__What you will do__
Copy all of the material word for word, except for the pictures.

# Records provided start

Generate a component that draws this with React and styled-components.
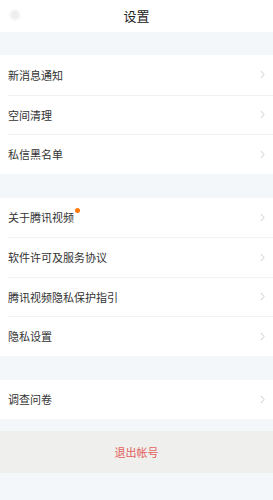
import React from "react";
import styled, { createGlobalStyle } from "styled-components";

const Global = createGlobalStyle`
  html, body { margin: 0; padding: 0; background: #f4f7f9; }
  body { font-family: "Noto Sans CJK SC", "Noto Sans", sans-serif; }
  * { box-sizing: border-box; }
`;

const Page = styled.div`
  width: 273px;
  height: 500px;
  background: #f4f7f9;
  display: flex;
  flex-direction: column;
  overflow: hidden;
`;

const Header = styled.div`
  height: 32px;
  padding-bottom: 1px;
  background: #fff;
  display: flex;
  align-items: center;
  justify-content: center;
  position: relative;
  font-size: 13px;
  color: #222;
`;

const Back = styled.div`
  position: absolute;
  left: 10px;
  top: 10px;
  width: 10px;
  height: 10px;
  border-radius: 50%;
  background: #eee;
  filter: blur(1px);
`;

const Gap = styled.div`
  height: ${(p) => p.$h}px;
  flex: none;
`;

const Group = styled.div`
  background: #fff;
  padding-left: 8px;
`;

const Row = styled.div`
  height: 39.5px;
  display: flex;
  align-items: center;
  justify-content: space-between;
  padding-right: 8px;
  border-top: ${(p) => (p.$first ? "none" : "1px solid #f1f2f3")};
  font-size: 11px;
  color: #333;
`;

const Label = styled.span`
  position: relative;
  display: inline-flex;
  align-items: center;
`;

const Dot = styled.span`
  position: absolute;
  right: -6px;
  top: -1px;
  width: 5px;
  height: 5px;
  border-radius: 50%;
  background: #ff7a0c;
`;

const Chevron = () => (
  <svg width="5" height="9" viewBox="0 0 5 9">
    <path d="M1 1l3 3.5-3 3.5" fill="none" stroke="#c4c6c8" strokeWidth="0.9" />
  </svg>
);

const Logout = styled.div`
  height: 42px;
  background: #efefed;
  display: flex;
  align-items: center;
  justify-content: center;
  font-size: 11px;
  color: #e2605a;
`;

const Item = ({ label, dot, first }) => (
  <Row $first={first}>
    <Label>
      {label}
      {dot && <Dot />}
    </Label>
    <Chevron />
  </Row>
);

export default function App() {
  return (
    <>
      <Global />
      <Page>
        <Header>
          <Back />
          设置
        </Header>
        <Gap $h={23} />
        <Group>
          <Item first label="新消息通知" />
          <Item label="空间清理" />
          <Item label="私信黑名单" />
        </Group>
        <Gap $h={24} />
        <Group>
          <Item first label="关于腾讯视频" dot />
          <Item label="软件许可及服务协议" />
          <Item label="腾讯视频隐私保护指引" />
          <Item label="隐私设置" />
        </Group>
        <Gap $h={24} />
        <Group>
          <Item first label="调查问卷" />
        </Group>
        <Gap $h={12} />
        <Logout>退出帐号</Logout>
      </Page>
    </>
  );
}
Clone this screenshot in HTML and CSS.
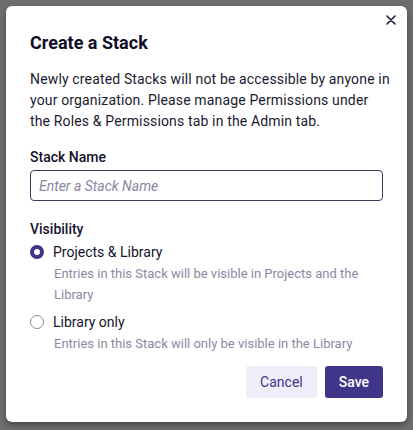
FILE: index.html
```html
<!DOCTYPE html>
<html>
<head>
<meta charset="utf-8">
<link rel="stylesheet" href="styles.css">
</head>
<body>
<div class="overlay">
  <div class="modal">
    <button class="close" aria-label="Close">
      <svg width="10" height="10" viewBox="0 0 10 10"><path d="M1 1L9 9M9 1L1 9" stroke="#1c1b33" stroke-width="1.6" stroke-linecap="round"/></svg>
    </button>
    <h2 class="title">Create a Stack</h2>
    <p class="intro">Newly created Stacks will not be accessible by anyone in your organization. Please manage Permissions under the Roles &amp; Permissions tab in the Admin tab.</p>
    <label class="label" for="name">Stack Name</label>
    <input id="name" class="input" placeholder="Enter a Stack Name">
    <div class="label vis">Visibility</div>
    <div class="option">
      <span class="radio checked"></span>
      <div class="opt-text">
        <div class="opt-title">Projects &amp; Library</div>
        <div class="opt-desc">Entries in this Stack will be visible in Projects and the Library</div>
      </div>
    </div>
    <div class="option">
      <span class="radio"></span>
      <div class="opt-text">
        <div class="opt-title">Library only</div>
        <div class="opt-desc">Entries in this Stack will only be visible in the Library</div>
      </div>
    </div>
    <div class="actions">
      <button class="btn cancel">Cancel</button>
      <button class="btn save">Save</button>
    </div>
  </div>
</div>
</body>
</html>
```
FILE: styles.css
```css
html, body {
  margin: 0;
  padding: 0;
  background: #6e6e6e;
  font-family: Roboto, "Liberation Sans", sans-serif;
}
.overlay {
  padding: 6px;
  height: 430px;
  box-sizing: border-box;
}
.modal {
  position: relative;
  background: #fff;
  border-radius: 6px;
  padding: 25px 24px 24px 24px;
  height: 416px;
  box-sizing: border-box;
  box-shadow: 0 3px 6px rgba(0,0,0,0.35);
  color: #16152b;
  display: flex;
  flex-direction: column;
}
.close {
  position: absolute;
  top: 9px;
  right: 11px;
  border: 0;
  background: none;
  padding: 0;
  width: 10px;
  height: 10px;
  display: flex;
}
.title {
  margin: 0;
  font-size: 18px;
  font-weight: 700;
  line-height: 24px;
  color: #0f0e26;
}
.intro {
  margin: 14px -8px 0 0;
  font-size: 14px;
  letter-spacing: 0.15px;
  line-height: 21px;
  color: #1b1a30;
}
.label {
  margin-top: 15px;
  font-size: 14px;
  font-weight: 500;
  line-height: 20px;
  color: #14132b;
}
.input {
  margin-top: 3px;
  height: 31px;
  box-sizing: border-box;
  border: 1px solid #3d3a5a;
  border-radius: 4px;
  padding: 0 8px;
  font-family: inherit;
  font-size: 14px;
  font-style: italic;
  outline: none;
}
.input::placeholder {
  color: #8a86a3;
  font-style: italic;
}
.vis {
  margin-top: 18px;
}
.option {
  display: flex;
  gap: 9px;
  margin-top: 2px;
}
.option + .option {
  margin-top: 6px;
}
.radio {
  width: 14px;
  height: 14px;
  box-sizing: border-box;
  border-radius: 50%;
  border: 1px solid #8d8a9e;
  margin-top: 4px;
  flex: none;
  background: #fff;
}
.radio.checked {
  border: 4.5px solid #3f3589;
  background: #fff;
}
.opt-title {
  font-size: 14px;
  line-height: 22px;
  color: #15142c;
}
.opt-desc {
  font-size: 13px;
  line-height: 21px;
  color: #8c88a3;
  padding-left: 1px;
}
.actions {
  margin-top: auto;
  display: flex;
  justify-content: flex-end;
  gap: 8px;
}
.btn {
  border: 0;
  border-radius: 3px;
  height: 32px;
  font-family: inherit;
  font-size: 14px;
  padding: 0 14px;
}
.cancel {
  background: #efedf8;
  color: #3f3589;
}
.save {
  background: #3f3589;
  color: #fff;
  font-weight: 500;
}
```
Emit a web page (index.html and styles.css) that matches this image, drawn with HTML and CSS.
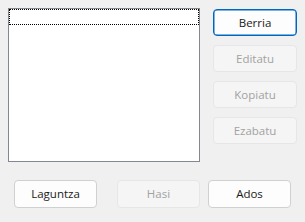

# Records provided end

__Full solution__
Generate a component that draws this with React and styled-components.
import React from "react";
import styled, { createGlobalStyle } from "styled-components";

const Global = createGlobalStyle`
  html, body { margin: 0; padding: 0; background: #f4f7f9; }
  body { font-family: "Noto Sans CJK SC", "Noto Sans", sans-serif; }
  * { box-sizing: border-box; }
`;

const Page = styled.div`
  width: 273px;
  height: 500px;
  background: #f4f7f9;
  display: flex;
  flex-direction: column;
  overflow: hidden;
`;

const Header = styled.div`
  height: 32px;
  padding-bottom: 1px;
  background: #fff;
  display: flex;
  align-items: center;
  justify-content: center;
  position: relative;
  font-size: 13px;
  color: #222;
`;

const Back = styled.div`
  position: absolute;
  left: 10px;
  top: 10px;
  width: 10px;
  height: 10px;
  border-radius: 50%;
  background: #eee;
  filter: blur(1px);
`;

const Gap = styled.div`
  height: ${(p) => p.$h}px;
  flex: none;
`;

const Group = styled.div`
  background: #fff;
  padding-left: 8px;
`;

const Row = styled.div`
  height: 39.5px;
  display: flex;
  align-items: center;
  justify-content: space-between;
  padding-right: 8px;
  border-top: ${(p) => (p.$first ? "none" : "1px solid #f1f2f3")};
  font-size: 11px;
  color: #333;
`;

const Label = styled.span`
  position: relative;
  display: inline-flex;
  align-items: center;
`;

const Dot = styled.span`
  position: absolute;
  right: -6px;
  top: -1px;
  width: 5px;
  height: 5px;
  border-radius: 50%;
  background: #ff7a0c;
`;

const Chevron = () => (
  <svg width="5" height="9" viewBox="0 0 5 9">
    <path d="M1 1l3 3.5-3 3.5" fill="none" stroke="#c4c6c8" strokeWidth="0.9" />
  </svg>
);

const Logout = styled.div`
  height: 42px;
  background: #efefed;
  display: flex;
  align-items: center;
  justify-content: center;
  font-size: 11px;
  color: #e2605a;
`;

const Item = ({ label, dot, first }) => (
  <Row $first={first}>
    <Label>
      {label}
      {dot && <Dot />}
    </Label>
    <Chevron />
  </Row>
);

export default function App() {
  return (
    <>
      <Global />
      <Page>
        <Header>
          <Back />
          设置
        </Header>
        <Gap $h={23} />
        <Group>
          <Item first label="新消息通知" />
          <Item label="空间清理" />
          <Item label="私信黑名单" />
        </Group>
        <Gap $h={24} />
        <Group>
          <Item first label="关于腾讯视频" dot />
          <Item label="软件许可及服务协议" />
          <Item label="腾讯视频隐私保护指引" />
          <Item label="隐私设置" />
        </Group>
        <Gap $h={24} />
        <Group>
          <Item first label="调查问卷" />
        </Group>
        <Gap $h={12} />
        <Logout>退出帐号</Logout>
      </Page>
    </>
  );
}
Clone this screenshot in HTML and CSS.
FILE: index.html
```html
<!DOCTYPE html>
<html>
<head>
<meta charset="utf-8">
<link rel="stylesheet" href="styles.css">
</head>
<body>
<div class="overlay">
  <div class="modal">
    <button class="close" aria-label="Close">
      <svg width="10" height="10" viewBox="0 0 10 10"><path d="M1 1L9 9M9 1L1 9" stroke="#1c1b33" stroke-width="1.6" stroke-linecap="round"/></svg>
    </button>
    <h2 class="title">Create a Stack</h2>
    <p class="intro">Newly created Stacks will not be accessible by anyone in your organization. Please manage Permissions under the Roles &amp; Permissions tab in the Admin tab.</p>
    <label class="label" for="name">Stack Name</label>
    <input id="name" class="input" placeholder="Enter a Stack Name">
    <div class="label vis">Visibility</div>
    <div class="option">
      <span class="radio checked"></span>
      <div class="opt-text">
        <div class="opt-title">Projects &amp; Library</div>
        <div class="opt-desc">Entries in this Stack will be visible in Projects and the Library</div>
      </div>
    </div>
    <div class="option">
      <span class="radio"></span>
      <div class="opt-text">
        <div class="opt-title">Library only</div>
        <div class="opt-desc">Entries in this Stack will only be visible in the Library</div>
      </div>
    </div>
    <div class="actions">
      <button class="btn cancel">Cancel</button>
      <button class="btn save">Save</button>
    </div>
  </div>
</div>
</body>
</html>
```
FILE: styles.css
```css
html, body {
  margin: 0;
  padding: 0;
  background: #6e6e6e;
  font-family: Roboto, "Liberation Sans", sans-serif;
}
.overlay {
  padding: 6px;
  height: 430px;
  box-sizing: border-box;
}
.modal {
  position: relative;
  background: #fff;
  border-radius: 6px;
  padding: 25px 24px 24px 24px;
  height: 416px;
  box-sizing: border-box;
  box-shadow: 0 3px 6px rgba(0,0,0,0.35);
  color: #16152b;
  display: flex;
  flex-direction: column;
}
.close {
  position: absolute;
  top: 9px;
  right: 11px;
  border: 0;
  background: none;
  padding: 0;
  width: 10px;
  height: 10px;
  display: flex;
}
.title {
  margin: 0;
  font-size: 18px;
  font-weight: 700;
  line-height: 24px;
  color: #0f0e26;
}
.intro {
  margin: 14px -8px 0 0;
  font-size: 14px;
  letter-spacing: 0.15px;
  line-height: 21px;
  color: #1b1a30;
}
.label {
  margin-top: 15px;
  font-size: 14px;
  font-weight: 500;
  line-height: 20px;
  color: #14132b;
}
.input {
  margin-top: 3px;
  height: 31px;
  box-sizing: border-box;
  border: 1px solid #3d3a5a;
  border-radius: 4px;
  padding: 0 8px;
  font-family: inherit;
  font-size: 14px;
  font-style: italic;
  outline: none;
}
.input::placeholder {
  color: #8a86a3;
  font-style: italic;
}
.vis {
  margin-top: 18px;
}
.option {
  display: flex;
  gap: 9px;
  margin-top: 2px;
}
.option + .option {
  margin-top: 6px;
}
.radio {
  width: 14px;
  height: 14px;
  box-sizing: border-box;
  border-radius: 50%;
  border: 1px solid #8d8a9e;
  margin-top: 4px;
  flex: none;
  background: #fff;
}
.radio.checked {
  border: 4.5px solid #3f3589;
  background: #fff;
}
.opt-title {
  font-size: 14px;
  line-height: 22px;
  color: #15142c;
}
.opt-desc {
  font-size: 13px;
  line-height: 21px;
  color: #8c88a3;
  padding-left: 1px;
}
.actions {
  margin-top: auto;
  display: flex;
  justify-content: flex-end;
  gap: 8px;
}
.btn {
  border: 0;
  border-radius: 3px;
  height: 32px;
  font-family: inherit;
  font-size: 14px;
  padding: 0 14px;
}
.cancel {
  background: #efedf8;
  color: #3f3589;
}
.save {
  background: #3f3589;
  color: #fff;
  font-weight: 500;
}
```
Emit a web page (index.html and styles.css) that matches this image, drawn with HTML and CSS.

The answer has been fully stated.